Ketakandriana Rafitoson, Liberty 32 co-founder and prominent anti-corruption activist who leads the local chapter of Transparency International, has also been targeted. In 2018, she received death threats and online harassment after denouncing the huge and opaque campaign funds for 2018 presidential candidates during a television interview.
The intimidation hasn’t stopped.
“I am continually the target of threats of all kinds,” Rafitoson said. Since calling for investigations into suspected corruption in the lucrative lychee trade in November, the police have summoned her numerous times, and she continues to endure a smear campaign in the press and on social media.
“This case is not yet closed and affects our entire team as we live in an atmosphere of constant terror, reflecting the plight of whistleblowers in general (especially anti-corruption whistleblowers) in the country,” she told HRF. “We have been campaigning for four years for the adoption of a law to protect human rights defenders — including whistleblowers — but the game is far from being won.”
Randriarimanana and Rafitoson’s activism is spawning a new generation of activists following in their footsteps. For example, in 2021, 35 students who met in a Transparency International workshop launched Youth and Citizens for Integrity, a civic group dedicated to campaigning for good governance and government accountability. In July 2022, the group staged its first street protest against corruption.
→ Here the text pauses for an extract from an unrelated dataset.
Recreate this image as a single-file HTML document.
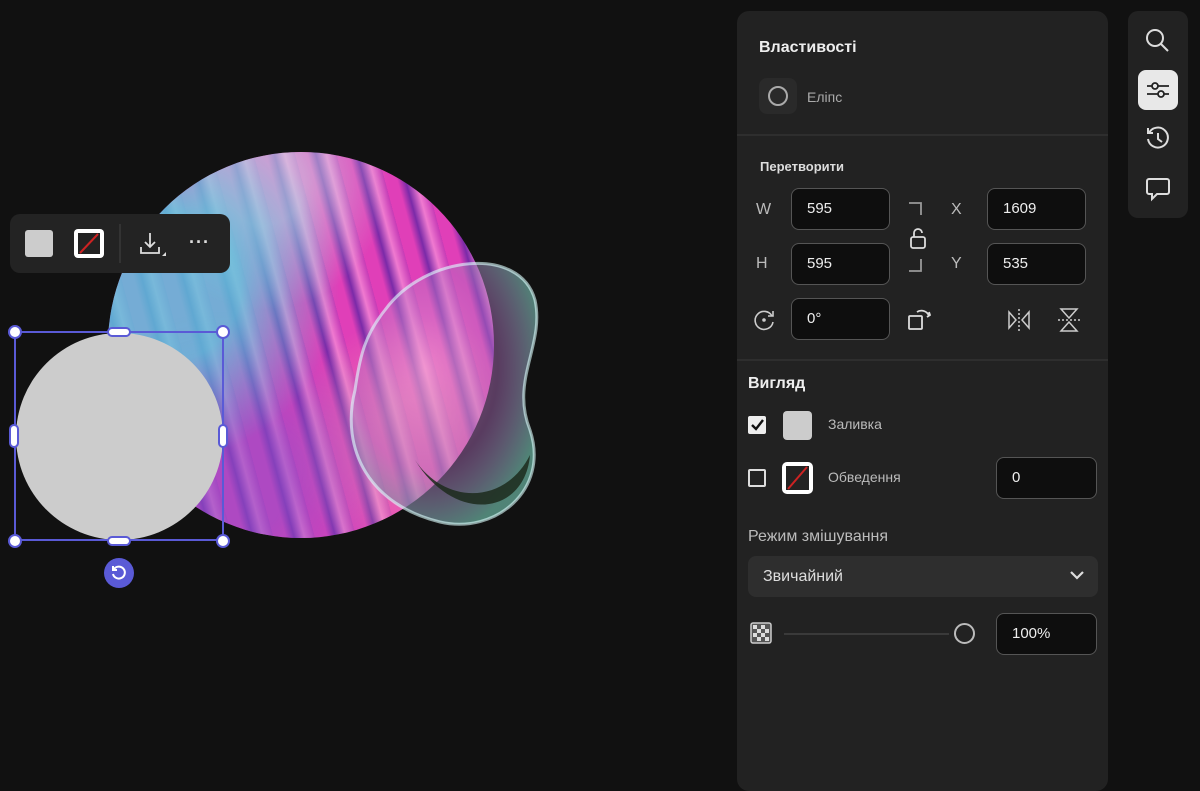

Although these movements are relatively small and constrained by a repressive environment, they illustrate women’s leadership and bravery in the struggle for democracy and good governance across the continent.
Around the world, women have long been at the forefront of movements calling for democracy, freedom, and human rights. From Thailand to Madagascar, Nicaragua to Belarus, and Saudi Arabia to Cuba, women have shown that they are capable of leading the change despite threats and challenges. Undeniably, democracy without women is impossible. We stand in solidarity with the women who are leading these movements globally.